(Records excerpted from a collection)
# # # # #

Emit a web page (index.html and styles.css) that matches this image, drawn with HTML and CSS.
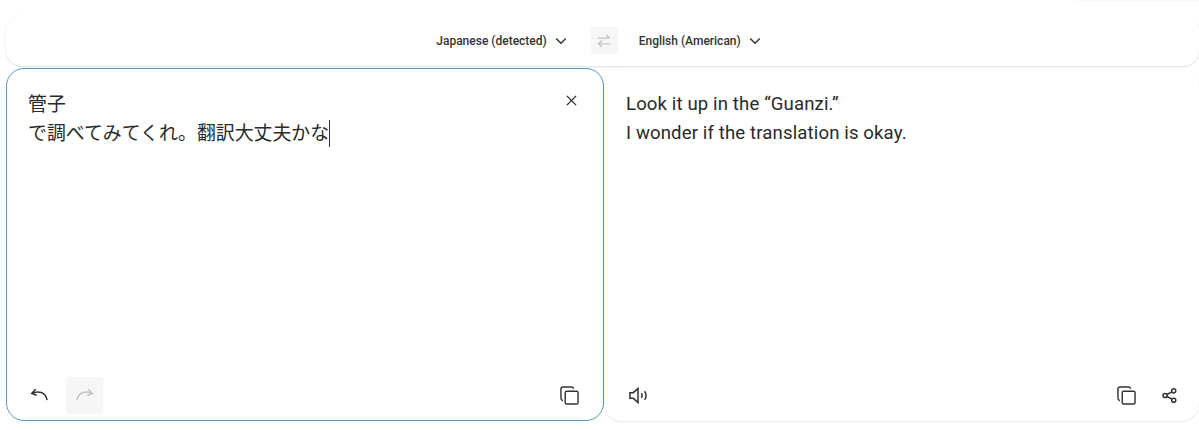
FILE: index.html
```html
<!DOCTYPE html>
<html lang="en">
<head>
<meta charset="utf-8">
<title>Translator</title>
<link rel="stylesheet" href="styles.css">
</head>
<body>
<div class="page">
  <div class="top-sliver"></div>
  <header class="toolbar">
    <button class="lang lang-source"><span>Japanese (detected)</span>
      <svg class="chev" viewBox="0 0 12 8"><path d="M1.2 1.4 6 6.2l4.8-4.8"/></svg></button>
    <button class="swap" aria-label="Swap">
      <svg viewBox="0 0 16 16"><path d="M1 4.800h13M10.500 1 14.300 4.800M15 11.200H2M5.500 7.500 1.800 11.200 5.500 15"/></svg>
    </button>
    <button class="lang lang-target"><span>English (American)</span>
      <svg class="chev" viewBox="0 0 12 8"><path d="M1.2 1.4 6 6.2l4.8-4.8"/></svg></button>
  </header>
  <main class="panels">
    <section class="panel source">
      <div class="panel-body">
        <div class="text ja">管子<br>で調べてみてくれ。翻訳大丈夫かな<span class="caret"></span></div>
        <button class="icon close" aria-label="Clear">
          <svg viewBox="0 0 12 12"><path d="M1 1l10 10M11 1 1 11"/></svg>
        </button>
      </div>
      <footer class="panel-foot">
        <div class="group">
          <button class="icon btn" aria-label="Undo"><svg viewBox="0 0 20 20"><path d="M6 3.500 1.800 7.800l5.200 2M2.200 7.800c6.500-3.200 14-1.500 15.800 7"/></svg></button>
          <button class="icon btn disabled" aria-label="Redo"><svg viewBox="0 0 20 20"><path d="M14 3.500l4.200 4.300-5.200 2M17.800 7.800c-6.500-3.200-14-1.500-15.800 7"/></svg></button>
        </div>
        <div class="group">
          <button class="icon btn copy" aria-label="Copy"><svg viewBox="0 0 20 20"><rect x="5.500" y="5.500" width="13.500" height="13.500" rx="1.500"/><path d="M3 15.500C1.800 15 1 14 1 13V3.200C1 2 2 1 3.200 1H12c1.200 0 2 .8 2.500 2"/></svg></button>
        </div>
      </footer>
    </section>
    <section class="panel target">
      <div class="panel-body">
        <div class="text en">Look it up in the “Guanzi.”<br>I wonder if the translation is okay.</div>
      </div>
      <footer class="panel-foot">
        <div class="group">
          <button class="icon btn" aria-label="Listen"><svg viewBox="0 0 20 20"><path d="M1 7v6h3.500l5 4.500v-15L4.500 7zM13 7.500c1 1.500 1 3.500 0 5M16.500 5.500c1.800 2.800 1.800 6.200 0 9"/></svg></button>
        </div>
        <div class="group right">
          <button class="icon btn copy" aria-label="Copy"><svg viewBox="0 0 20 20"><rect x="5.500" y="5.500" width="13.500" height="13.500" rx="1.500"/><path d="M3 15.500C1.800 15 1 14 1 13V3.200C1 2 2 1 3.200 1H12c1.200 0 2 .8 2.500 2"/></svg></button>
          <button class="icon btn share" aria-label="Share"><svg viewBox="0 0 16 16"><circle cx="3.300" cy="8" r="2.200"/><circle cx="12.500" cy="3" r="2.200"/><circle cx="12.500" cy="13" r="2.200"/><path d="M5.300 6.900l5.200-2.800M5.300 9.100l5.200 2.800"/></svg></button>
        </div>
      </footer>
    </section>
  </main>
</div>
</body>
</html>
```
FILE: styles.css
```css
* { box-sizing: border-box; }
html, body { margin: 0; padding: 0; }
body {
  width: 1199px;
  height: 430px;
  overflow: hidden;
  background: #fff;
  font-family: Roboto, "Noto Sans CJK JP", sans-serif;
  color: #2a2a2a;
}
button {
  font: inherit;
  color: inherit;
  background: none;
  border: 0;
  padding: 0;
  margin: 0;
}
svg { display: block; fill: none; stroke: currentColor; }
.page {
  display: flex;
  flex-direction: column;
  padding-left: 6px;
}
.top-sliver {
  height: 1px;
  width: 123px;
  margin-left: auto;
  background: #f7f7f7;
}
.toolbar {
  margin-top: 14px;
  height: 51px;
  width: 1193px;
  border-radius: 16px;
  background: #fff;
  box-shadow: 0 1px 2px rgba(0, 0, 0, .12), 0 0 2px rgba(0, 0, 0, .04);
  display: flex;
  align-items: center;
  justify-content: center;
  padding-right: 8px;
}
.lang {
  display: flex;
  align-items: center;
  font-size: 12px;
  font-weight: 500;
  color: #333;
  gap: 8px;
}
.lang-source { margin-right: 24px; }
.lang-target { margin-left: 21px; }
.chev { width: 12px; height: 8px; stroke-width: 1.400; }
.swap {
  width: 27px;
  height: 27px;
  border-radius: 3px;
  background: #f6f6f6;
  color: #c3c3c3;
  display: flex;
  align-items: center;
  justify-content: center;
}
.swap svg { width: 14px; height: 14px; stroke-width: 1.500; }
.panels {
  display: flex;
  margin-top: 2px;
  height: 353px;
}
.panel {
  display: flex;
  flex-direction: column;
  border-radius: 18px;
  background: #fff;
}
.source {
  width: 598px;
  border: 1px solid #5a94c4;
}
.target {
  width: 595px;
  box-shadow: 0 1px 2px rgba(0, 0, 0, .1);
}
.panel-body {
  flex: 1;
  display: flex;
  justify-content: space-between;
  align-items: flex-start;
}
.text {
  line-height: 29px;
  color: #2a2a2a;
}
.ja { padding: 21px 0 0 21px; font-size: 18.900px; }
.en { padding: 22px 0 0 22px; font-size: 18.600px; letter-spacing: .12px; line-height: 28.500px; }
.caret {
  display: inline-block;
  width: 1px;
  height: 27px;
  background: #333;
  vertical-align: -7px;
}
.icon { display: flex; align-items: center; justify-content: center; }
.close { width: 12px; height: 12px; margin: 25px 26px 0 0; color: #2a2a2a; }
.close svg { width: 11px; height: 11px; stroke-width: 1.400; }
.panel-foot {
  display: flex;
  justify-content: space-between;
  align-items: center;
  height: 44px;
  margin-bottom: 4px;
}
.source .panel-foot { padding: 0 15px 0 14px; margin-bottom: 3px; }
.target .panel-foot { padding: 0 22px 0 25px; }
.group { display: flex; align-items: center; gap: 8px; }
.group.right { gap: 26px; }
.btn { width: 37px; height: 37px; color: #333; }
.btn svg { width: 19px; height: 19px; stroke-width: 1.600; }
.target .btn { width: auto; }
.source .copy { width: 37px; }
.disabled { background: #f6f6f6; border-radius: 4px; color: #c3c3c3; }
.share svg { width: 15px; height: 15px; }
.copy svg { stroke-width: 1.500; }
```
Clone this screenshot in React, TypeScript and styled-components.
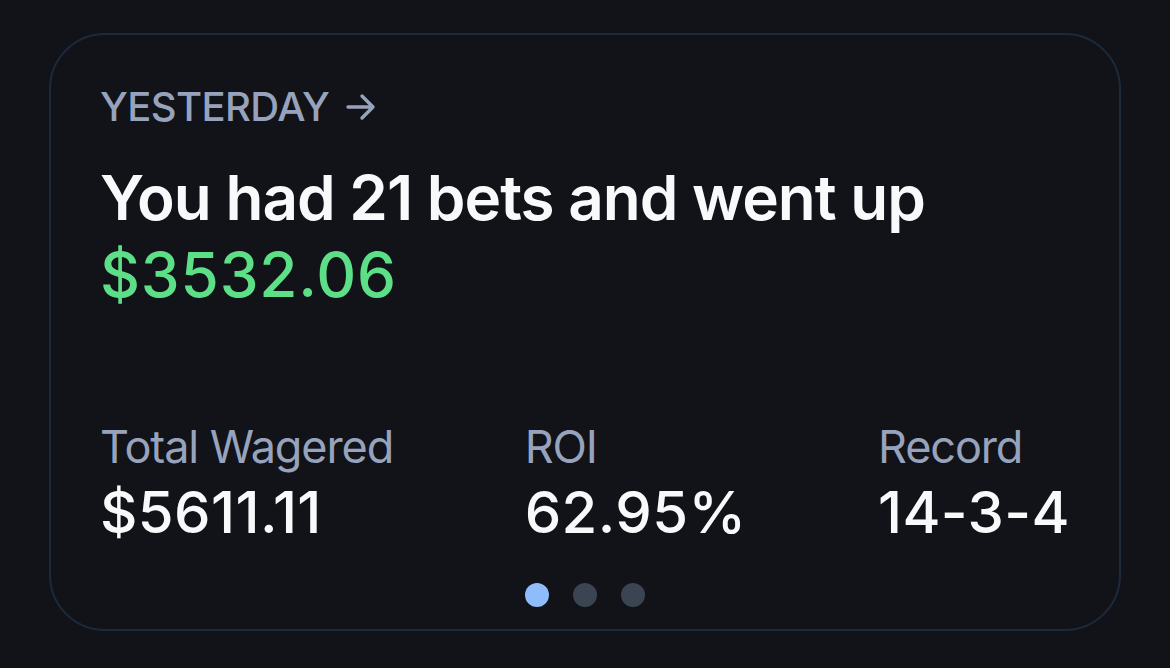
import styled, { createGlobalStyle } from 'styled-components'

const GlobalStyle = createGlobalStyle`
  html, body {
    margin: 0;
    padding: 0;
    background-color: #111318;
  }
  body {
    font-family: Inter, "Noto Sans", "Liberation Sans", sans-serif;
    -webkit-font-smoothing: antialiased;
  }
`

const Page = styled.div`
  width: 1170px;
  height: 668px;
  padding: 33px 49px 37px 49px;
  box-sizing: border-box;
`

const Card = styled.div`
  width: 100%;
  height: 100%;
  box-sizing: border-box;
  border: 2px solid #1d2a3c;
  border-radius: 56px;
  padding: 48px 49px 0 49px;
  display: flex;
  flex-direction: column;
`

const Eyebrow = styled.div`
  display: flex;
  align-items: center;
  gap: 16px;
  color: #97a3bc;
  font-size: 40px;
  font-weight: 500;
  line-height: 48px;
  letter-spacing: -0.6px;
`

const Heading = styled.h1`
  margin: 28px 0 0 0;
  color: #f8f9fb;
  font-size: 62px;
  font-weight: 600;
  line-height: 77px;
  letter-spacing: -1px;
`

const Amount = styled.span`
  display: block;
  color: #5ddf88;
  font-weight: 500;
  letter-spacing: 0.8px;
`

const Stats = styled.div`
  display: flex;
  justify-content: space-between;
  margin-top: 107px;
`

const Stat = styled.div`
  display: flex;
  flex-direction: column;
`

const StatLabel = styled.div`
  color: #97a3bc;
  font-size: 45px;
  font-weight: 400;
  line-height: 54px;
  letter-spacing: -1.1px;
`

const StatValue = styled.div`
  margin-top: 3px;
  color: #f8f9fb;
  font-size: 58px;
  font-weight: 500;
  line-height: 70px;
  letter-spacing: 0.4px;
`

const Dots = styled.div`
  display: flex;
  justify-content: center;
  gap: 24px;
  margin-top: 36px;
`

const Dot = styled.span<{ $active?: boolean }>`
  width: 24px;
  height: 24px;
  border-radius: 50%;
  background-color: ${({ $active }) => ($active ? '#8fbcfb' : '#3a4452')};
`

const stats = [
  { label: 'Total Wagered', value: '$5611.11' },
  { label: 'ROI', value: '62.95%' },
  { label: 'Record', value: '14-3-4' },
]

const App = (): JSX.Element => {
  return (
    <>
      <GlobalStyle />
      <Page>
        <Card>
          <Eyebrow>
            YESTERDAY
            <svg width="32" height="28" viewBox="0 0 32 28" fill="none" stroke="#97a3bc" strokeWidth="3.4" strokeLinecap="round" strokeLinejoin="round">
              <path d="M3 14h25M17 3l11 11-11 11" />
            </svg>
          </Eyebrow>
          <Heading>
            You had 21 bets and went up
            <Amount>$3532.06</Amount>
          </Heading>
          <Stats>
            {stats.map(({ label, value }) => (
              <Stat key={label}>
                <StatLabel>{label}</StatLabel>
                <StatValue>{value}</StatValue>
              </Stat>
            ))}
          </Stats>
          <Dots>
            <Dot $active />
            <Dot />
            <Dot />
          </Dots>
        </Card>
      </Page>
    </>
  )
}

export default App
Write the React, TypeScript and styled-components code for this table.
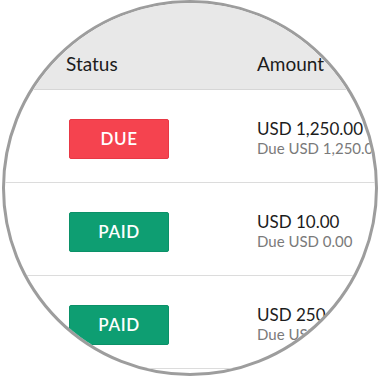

# # # # #

[What to work on]: Search the listing for the word "index". Copy every line in which it occurs.

[Solution to the exercise]:
Emit a web page (index.html and styles.css) that matches this image, drawn with HTML and CSS.
FILE: index.html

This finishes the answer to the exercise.